Descrita no site como um dos maiores investidores privados em Angola, a Escom concentra as operações na exploração de diamantes e imobiliário e construção. O grupo chegou a ter projectos noutras áreas. Infra-estruturas (concessões portuárias), energia, agricultura, cimentos, estavam na rota dos planos de expansão, que apostavam no Congo, na África do Sul e em Moçambique.

Só nos projectos na construção, a desenvolver em parceria com a Opway (Grupo Espírito Santo), eram esperadas receitas de 500 milhões de euros. A operação também devia passar para a Sonangol com a compra da Opway Angola.

A jóia da coroa da Escom é um diamante, ou melhor, uma mina de diamantes. O projecto do Luó, descrito como uma das dez maiores explorações do mundo, entrou em operação em 2005. A Escom assumiu a posição da BHP Billiton e ficou com 45% da concessão em que estão accionistas angolanos e a companhia estatal Endiama. O grupo operava em 15 concessões e há um ano surgiram notícias de que estaria envolvido num projecto de 425 milhões no Lunda Sul.

A Escom chegou a empregar 1800 pessoas, a maioria em Angola. O último volume de negócios conhecido é de 250 milhões de euros anuais, modesto comparado com um plano de investimentos que triplicava esse valor. A crise financeira que retirou margem de manobra à banca e ao BES e a queda no preço dos diamantes em 2009 terão comprometido o financiamento dos investimentos da Escom e empurrado o maior accionista, o GES, para a alienação em 2010.

Há pelo menos um ano que a empresa transferia operações e recursos para Luanda, palco do outro negócio forte: o imobiliário. A Torre Escom é um das edificações emblemáticas da capital angolana e a âncora do projecto Sky Center, que prevê mais três edifícios, residenciais e de escritórios.

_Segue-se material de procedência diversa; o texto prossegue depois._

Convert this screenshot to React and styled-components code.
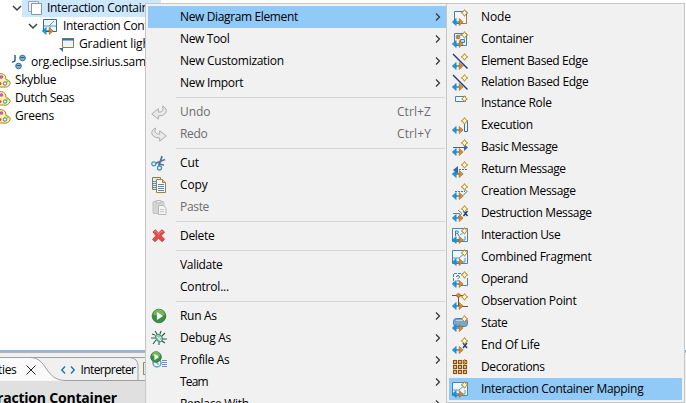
import React from 'react';
import styled, { createGlobalStyle, css } from 'styled-components';

const Global = createGlobalStyle`
  * { box-sizing: border-box; }
  body { margin: 0; background: #fff; overflow: hidden; }
`;

const Page = styled.div`
  position: relative;
  width: 686px;
  height: 403px;
  overflow: hidden;
  background: #fff;
  color: #000;
  font: 12px/16px "Open Sans", "Noto Sans", sans-serif;
  white-space: nowrap;
  display: flex;
  flex-direction: column;
`;

const Tree = styled.div`
  flex: 0 0 350px;
  width: 161px;
  overflow: hidden;
`;
const TreeRow = styled.div`
  display: flex;
  align-items: center;
  height: 18px;
  padding-left: ${(p) => p.$indent}px;
  &:first-child { margin-top: -1px; }
`;
const TreeContent = styled.div`
  display: flex;
  align-items: center;
  flex: 1;
  height: 18px;
  gap: ${(p) => p.$gap ?? 5}px;
  background: ${(p) => (p.$selected ? '#cce8ff' : 'transparent')};
  padding-left: ${(p) => p.$pad || 0}px;
`;
const Label = styled.span`
  letter-spacing: ${(p) => p.$track ?? -0.32}px;
  ${(p) => p.$disabled && css`color: #6d6d6d;`}
`;
const Svg = styled.svg`
  display: block;
  flex: none;
  overflow: visible;
`;
const Glyph = ({ children, w = 16, h = 16 }) => (
  <Svg width={w} height={h} viewBox={`0 0 ${w} ${h}`} fill="none">{children}</Svg>
);

const Panel = styled.div`
  width: 686px;
  flex: 1;
  border-top: 2px solid #99b4d1;
  box-shadow: inset 0 1px #b4b4b4;
  background: #f0f0f0;
  padding-top: 5px;
`;
const Tabs = styled.div`
  display: flex;
  position: relative;
  height: 24px;
  width: 146px;
`;
const TabArt = styled.svg`
  position: absolute;
  inset: 0;
`;
const TabText = styled.div`
  position: relative;
  display: flex;
  align-items: center;
  height: 26px;
  gap: ${(p) => p.$gap}px;
  margin-left: ${(p) => p.$left}px;
`;
const Heading = styled.div`
  height: 22px;
  width: 146px;
  overflow: hidden;
  background: #e0e0e0;
  padding-top: 7px;
  font-size: 14px;
  line-height: 20px;
  font-weight: 700;
  letter-spacing: -0.2px;
  text-indent: -3px;
`;

const Menu = styled.div`
  position: absolute;
  left: ${(p) => p.$left}px;
  top: 3px;
  width: ${(p) => p.$width}px;
  height: 400px;
  padding: 2px;
  overflow: hidden;
  background: #f1f1f1;
  border: 1px solid #c6c6c6;
  ${(p) => p.$cut && css`border-bottom: 0; padding-right: 0; border-right: 0;`}
`;
const Item = styled.div`
  display: flex;
  align-items: center;
  height: ${(p) => p.$h || 22}px;
  background: ${(p) => (p.$hot ? '#91c9f7' : 'transparent')};
  padding: 0 5px 0 3px;
`;
const IconSlot = styled.div`
  width: ${(p) => p.$w}px;
  flex: none;
`;
const Spacer = styled.div`flex: 1;`;
const Shortcut = styled.span`
  color: #6d6d6d;
  margin-right: 10px;
  letter-spacing: 0.1px;
`;
const Separator = styled.div`
  height: 7px;
  padding: 3px 1px 3px 28px;
  &::before { content: ''; display: block; height: 1px; background: #d5d5d5; }
`;

const Expander = () => (
  <Glyph w={10} h={8}><path d="M1 2l4 4 4-4" stroke="#404040" strokeWidth="1.5" /></Glyph>
);
const Submenu = () => (
  <Glyph w={6} h={10}><path d="M1 1.500L4.500 5 1 8.500" stroke="#333" strokeWidth="1.200" /></Glyph>
);

const Arrows = () => (
  <>
    <path d="M4 13h4" stroke="#1c4668" />
    <path d="M.2 13l4-3.600v7.200z" fill="#1599dc" stroke="#1273b0" strokeWidth=".5" />
    <path d="M11.200 13l-4-3.600v7.200z" fill="#d98b2d" stroke="#8b5a18" strokeWidth=".5" />
  </>
);
const Star = () => (
  <path d="M12.500.6l1.200 2 2.100 1.300-2.100 1.300-1.200 2.100-1.200-2.100-2.100-1.300 2.100-1.300z" fill="#fff7d2" stroke="#b58a20" strokeWidth="1" />
);
const Frame = () => <path d="M2.500 2.500h12v12h-12z" fill="#f4faff" stroke="#3e7fb5" />;

const bases = {
  node: <><Frame /><path d="M14.500 7v7.500H8" stroke="#a87e38" /></>,
  container: <><Frame /><circle cx="6" cy="6" r="2" fill="#d58a31" stroke="#935e20" strokeWidth=".6" /><path d="M8.500 8.500h4v3h-4zM7.500 4h3" fill="#b7dcf5" stroke="#3e7fb5" /></>,
  edge: <path d="M1 1l14.500 14.500" stroke="#203b85" strokeWidth="1.400" />,
  execution: <path d="M12.500 3.500h3v11h-3z" fill="#eaf5ff" stroke="#3b6cae" />,
  basic: <><path d="M1 8.500h12" stroke="#3b64aa" /><path d="M12 5l4 3.500-4 3.500z" fill="#3b64aa" /></>,
  returned: <><path d="M7 8.500h8" stroke="#4775b3" strokeDasharray="2 1" /><path d="M1 9l5-4v8z" fill="#3b64aa" /></>,
  creation: <><path d="M3 8.500h10" stroke="#4775b3" strokeDasharray="2 1" /><path d="M11 4.500l4 4-4 4" stroke="#4775b3" /></>,
  destruction: <><path d="M1 8.500h7M6 5l4 3.500L6 12" stroke="#5884ad" /><path d="M11.500 6l4 5m0-5l-4 5" stroke="#203b85" strokeWidth="1.500" /></>,
  use: <><path d="M.5 1.500h15v13H.5z" fill="#edf7ff" stroke="#4c83ac" /><path d="M3.500 9V4h2.300q1.200 1.200 0 2.300H3.500m2 0L7 9" stroke="#377bb2" /><path d="M8 8l5-4M5 13h8v-4" stroke="#5b98c6" /></>,
  fragment: <><path d="M.5 1.500h15v13H.5z" fill="#edf7ff" stroke="#4c83ac" /><path d="M1 9h6l6-5M8 13h5V9" stroke="#5b98c6" /></>,
  operand: <><path d="M1.500 14V2.500h13" stroke="#3a86bb" strokeDasharray="3 1" /><path d="M15.500 7v7.500H9" stroke="#4e82a7" /><path d="M4.500 6q0-1.500 1.700-1.500Q8 5 7.200 6.500L6 7.800M6 9v1.500" stroke="#23699e" /></>,
  observation: <><path d="M0 2.500h12M6.500 3v10M10 13.500h6" stroke="#6d5432" /><circle cx="6.500" cy="2.500" r="1.800" fill="#d9943f" stroke="#9b6421" /></>,
  state: <><rect x="1.500" y="3.500" width="14" height="8" rx="3" fill="#78a8cf" stroke="#477ba7" /><path d="M4 5.500h8" stroke="#b8d5ea" /></>,
  end: <path d="M11 6l4 5m0-5l-4 5" stroke="#203b85" strokeWidth="1.500" />,
};
const ToolIcon = ({ kind }) => {
  if (kind === 'instance') {
    return <Glyph><path d="M3.500 1.500h10v5h-10z" fill="#eef7ff" stroke="#4e80b5" /><path d="M12.500.8l1 1.700L15.300 4l-1.800 1-1 1.700-1-1.700L9.700 4l1.800-1.500z" fill="#fff3bf" stroke="#b58a20" /></Glyph>;
  }
  if (kind === 'decorations') {
    return (
      <Glyph>
        <path d="M0 0h16v16H0z" fill="#fff" />
        {[1.5, 6.5, 11.5].map((y) => [1.5, 6.5, 11.5].map((x) => (
          <rect key={`${x}-${y}`} x={x} y={y} width="3" height="3" fill="#ffe2a2" stroke="#875313" strokeWidth="1.300" />
        )))}
        <path d="M12.500 0v6M9.500 3h6" stroke="#c99c25" />
      </Glyph>
    );
  }
  return <Glyph>{bases[kind]}<Arrows /><Star /></Glyph>;
};

const PlayCircle = ({ r = 6.8, x = 8, y = 8 }) => (
  <>
    <circle cx={x} cy={y} r={r} fill="#379343" stroke="#257133" strokeWidth=".8" />
    <path d={`M${x - r + 1} ${y - 1}A${r - 1} ${r - 1} 0 0 1 ${x + r - 1} ${y - 1}z`} fill="#76b85b" />
    <path d={`M${x - r * 0.3} ${y - r * 0.6}L${x + r * 0.6} ${y}L${x - r * 0.3} ${y + r * 0.6}z`} fill="#fff" />
  </>
);
const UndoShape = () => <path d="M.8 10l6.500-5.300v3.500Q12 8.200 12 4.800L11.500 2Q17 5 14.500 9.200 12.300 12.200 7.300 12v3.200z" fill="#e9e9e9" stroke="#adadad" />;
const icons = {
  undo: <Glyph><UndoShape /></Glyph>,
  redo: <Glyph><g transform="translate(16 0) scale(-1 1)"><UndoShape /></g></Glyph>,
  cut: <Glyph><path d="M4 8.500l10-4M8 11l3-10M7 9l6 1" stroke="#53749c" strokeWidth="1.700" /><circle cx="2.800" cy="8.800" r="2" fill="#edf8ff" stroke="#4a91bd" strokeWidth="1.300" /><circle cx="8.500" cy="13" r="2" fill="#edf8ff" stroke="#4a91bd" strokeWidth="1.300" /></Glyph>,
  copy: <Glyph><path d="M1.500.5h8v12h-8z" fill="#dceefa" stroke="#927b45" /><path d="M2 4.500h3M2 6.500h3M2 8.500h3M2 10.500h3" stroke="#5a8fbd" /><path d="M5.500 2.500h6l3 3v10h-9z" fill="#f4faff" stroke="#a08138" /><path d="M11.500 2.500v3h3" fill="#e3c66f" stroke="#a08138" /><path d="M7 7.500h6M7 9.500h6M7 11.500h6M7 13.500h6" stroke="#5688b7" /></Glyph>,
  paste: <Glyph><rect x="2" y="2.500" width="11" height="12" rx="1" fill="#d5d5d5" stroke="#c0c0c0" /><path d="M5 3V1.500h5V4H5z" fill="#ececec" stroke="#b9b9b9" /><path d="M7.500 6.500h5l2.500 3v6H7.500z" fill="#f3f3f3" stroke="#b9b9b9" /><path d="M9 10.500h4M9 12.500h4" stroke="#c9c9c9" /></Glyph>,
  delete: <Glyph><path d="M2 4l2.200-2.200L7.500 5 11 1.800 13.500 4l-3.400 3.700 3.400 3.500-2.300 2.500-3.700-3.500L4 13.700 1.700 11.300 5 7.700z" fill="#e64b4b" stroke="#c13d41" strokeLinejoin="round" /><path d="M3 4l1.200-1 3.300 3.200L11 3l1.200 1" stroke="#f2867c" /></Glyph>,
  run: <Glyph><PlayCircle /></Glyph>,
  debug: <Glyph><path d="M4 5L1 4M4 8H0M5 10l-3 4M6 4L4 1M9 4l1-3M11 6l3-3M12 9h4M11 11l3 2M8 12v3" stroke="#285d51" strokeWidth="1.100" /><ellipse cx="8" cy="8" rx="3" ry="4" transform="rotate(-40 8 8)" fill="#9bcdb3" stroke="#438878" /><path d="M6 7l4 4M7 9l3-2" stroke="#e7f7e9" /></Glyph>,
  profile: <Glyph><circle cx="6" cy="11" r="4" fill="#eaf5ff" stroke="#6b9ebd" strokeWidth="1.500" /><path d="M6 9v3h2M11 8.500h5M11 10.500h5M11 12.500h5M11 14.500h5" stroke="#6d91be" /><PlayCircle x={5} y={5} r={5.3} /></Glyph>,
};

const Palette = () => (
  <Glyph w={11} h={15}>
    <path d="M-3 1.500Q2-1 5.500 3L6 6.500q5 1 4 4.500-2 4-7 3H-3z" fill="#fff5a0" stroke="#a2852e" />
    <circle cx="1.500" cy="4" r="1.800" fill="#c35ac4" />
    <circle cx="0" cy="10.500" r="1.500" fill="#e94545" />
    <circle cx="5" cy="10.500" r="1.700" fill="#fff" stroke="#2d78bb" />
    <circle cx="7.500" cy="8.300" r="1.200" fill="#a7c95d" />
  </Glyph>
);

const mainItems = [
  { t: 'New Diagram Element', arrow: 1, hot: 1, track: -0.37 }, { t: 'New Tool', arrow: 1, track: -0.37 },
  { t: 'New Customization', arrow: 1, track: -0.28 }, { t: 'New Import', arrow: 1 }, null,
  { t: 'Undo', icon: 'undo', off: 1, key: 'Ctrl+Z', track: -0.1 }, { t: 'Redo', icon: 'redo', off: 1, key: 'Ctrl+Y' }, null,
  { t: 'Cut', icon: 'cut', track: -0.1 }, { t: 'Copy', icon: 'copy', track: -0.1 }, { t: 'Paste', icon: 'paste', off: 1 }, null,
  { t: 'Delete', icon: 'delete' }, null,
  { t: 'Validate' }, { t: 'Control...', track: -0.2 }, null,
  { t: 'Run As', icon: 'run', arrow: 1 }, { t: 'Debug As', icon: 'debug', arrow: 1, track: -0.25 },
  { t: 'Profile As', icon: 'profile', arrow: 1 }, { t: 'Team', arrow: 1, track: -0.8 }, { t: 'Replace With', arrow: 1 },
];
const tools = [
  { t: 'Node', kind: 'node', track: -0.1 },
  { t: 'Container', kind: 'container' },
  { t: 'Element Based Edge', kind: 'edge', track: -0.38 },
  { t: 'Relation Based Edge', kind: 'edge', h: 20 },
  { t: 'Instance Role', kind: 'instance' },
  { t: 'Execution', kind: 'execution' },
  { t: 'Basic Message', kind: 'basic' },
  { t: 'Return Message', kind: 'returned', track: -0.38 },
  { t: 'Creation Message', kind: 'creation' },
  { t: 'Destruction Message', kind: 'destruction', track: -0.35 },
  { t: 'Interaction Use', kind: 'use', track: -0.4 },
  { t: 'Combined Fragment', kind: 'fragment', track: -0.24 },
  { t: 'Operand', kind: 'operand', track: -0.45 },
  { t: 'Observation Point', kind: 'observation' },
  { t: 'State', kind: 'state', track: -0.45 },
  { t: 'End Of Life', kind: 'end', track: -0.2 },
  { t: 'Decorations', kind: 'decorations', track: -0.35 },
  { t: 'Interaction Container Mapping', kind: 'fragment', hot: true, track: -0.31 },
];

export default function App() {
  return (
    <Page>
      <Global />
      <Tree>
        <TreeRow $indent={12}>
          <Expander />
          <TreeContent $selected $pad={6}>
            <Glyph w={14} h={14}><path d="M.5.5h10v10H.5z" fill="#eef2f6" stroke="#9aa3ad" /><path d="M3.500 2.500h10v11h-10z" fill="#fff" stroke="#8b96a3" /></Glyph>
            <Label>Interaction Container</Label>
          </TreeContent>
        </TreeRow>
        <TreeRow $indent={28}>
          <Expander />
          <TreeContent $pad={4}>
            <Glyph><path d="M1.500 1.500h13v12h-13z" fill="#edf7ff" stroke="#356b96" /><path d="M2 8h5l5-5M8 13V8h6" stroke="#5b98c6" /><Arrows /></Glyph>
            <Label>Interaction Container</Label>
          </TreeContent>
        </TreeRow>
        <TreeRow $indent={59}>
          <TreeContent>
            <Glyph w={15} h={15}><path d="M3.500 1.500h11v9h-11z" fill="#eaf5fd" stroke="#987b3b" /><path d="M3 2.500h12" stroke="#3570aa" strokeWidth="2" /><path d="M0 11h4v4z" fill="#276d9d" /></Glyph>
            <Label $track={-0.1}>Gradient light blue</Label>
          </TreeContent>
        </TreeRow>
        <TreeRow $indent={12}>
          <TreeContent>
            <Glyph w={14} h={16}><path d="M3 1v5q0 2-3 2" stroke="#315e89" strokeWidth="1.500" /><circle cx="10.500" cy="4" r="2.800" fill="#78b7dc" stroke="#376b91" /><circle cx="6.500" cy="12" r="2.800" fill="#78b7dc" stroke="#376b91" /><path d="M8.500 3.500h4M4.500 11.500h4" stroke="#345b79" /></Glyph>
            <Label $track={-0.22}>org.eclipse.sirius.sample</Label>
          </TreeContent>
        </TreeRow>
        {['Skyblue', 'Dutch Seas', 'Greens'].map((name) => (
          <TreeRow key={name} $indent={0}>
            <TreeContent $gap={4}><Palette /><Label $track={name === 'Greens' ? -0.2 : -0.3}>{name}</Label></TreeContent>
          </TreeRow>
        ))}
      </Tree>

      <Panel>
        <Tabs>
          <TabArt width="146" height="24" fill="none">
            <path d="M0 .5h30C48 .5 44 23.500 66 23.500H0z" fill="#fafafa" />
            <path d="M0 .5h146M30 .5C48 .5 44 23.500 66 23.500h80M130 .5q8 1 8 8v15" stroke="#a0a0a0" />
            <path d="M143.500 5.500h6v12h-6z" fill="#dcecf5" stroke="#8b8b61" />
          </TabArt>
          <TabText $left={-2} $gap={10}>
            <Label>ties</Label>
            <Glyph w={10} h={10}><path d="M.5.5l9 9m0-9l-9 9" stroke="#222" /></Glyph>
          </TabText>
          <TabText $left={25} $gap={5}>
            <Glyph w={14} h={8}><path d="M4 .5L.8 4 4 7.500M10 .5L13.200 4 10 7.500" stroke="#1777b7" strokeWidth="1.400" /></Glyph>
            <Label $track={-0.6}>Interpreter</Label>
          </TabText>
        </Tabs>
        <Heading>raction Container</Heading>
      </Panel>

      <Menu $left={145} $width={301} $cut>
        {mainItems.map((m, i) => (m ? (
          <Item key={m.t} $hot={m.hot}>
            <IconSlot $w={29}>{m.icon && icons[m.icon]}</IconSlot>
            <Label $disabled={m.off} $track={m.track}>{m.t}</Label>
            <Spacer />
            {m.key && <Shortcut>{m.key}</Shortcut>}
            {m.arrow && <Submenu />}
          </Item>
        ) : <Separator key={i} />))}
      </Menu>

      <Menu $left={446} $width={239}>
        {tools.map(({ t, kind, h, hot, track }) => (
          <Item key={t} $h={h} $hot={hot}>
            <IconSlot $w={29}><ToolIcon kind={kind} /></IconSlot>
            <Label $track={track}>{t}</Label>
          </Item>
        ))}
      </Menu>
    </Page>
  );
}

Ainda antes do acordo para a alienação, a Escom saiu dos negócios da aviação e das pescas para se centrar na mineração e no petróleo, em que tem 2,5% num bloco no offshore angolano operado pela Petrobrás. Desde 2010 que não há novos comunicados de imprensa no site da Escom, onde ainda consta a participação accionista do GES e de Hélder Bataglia. O empresário luso-angolano mantém-se à frente da gestão da empresa.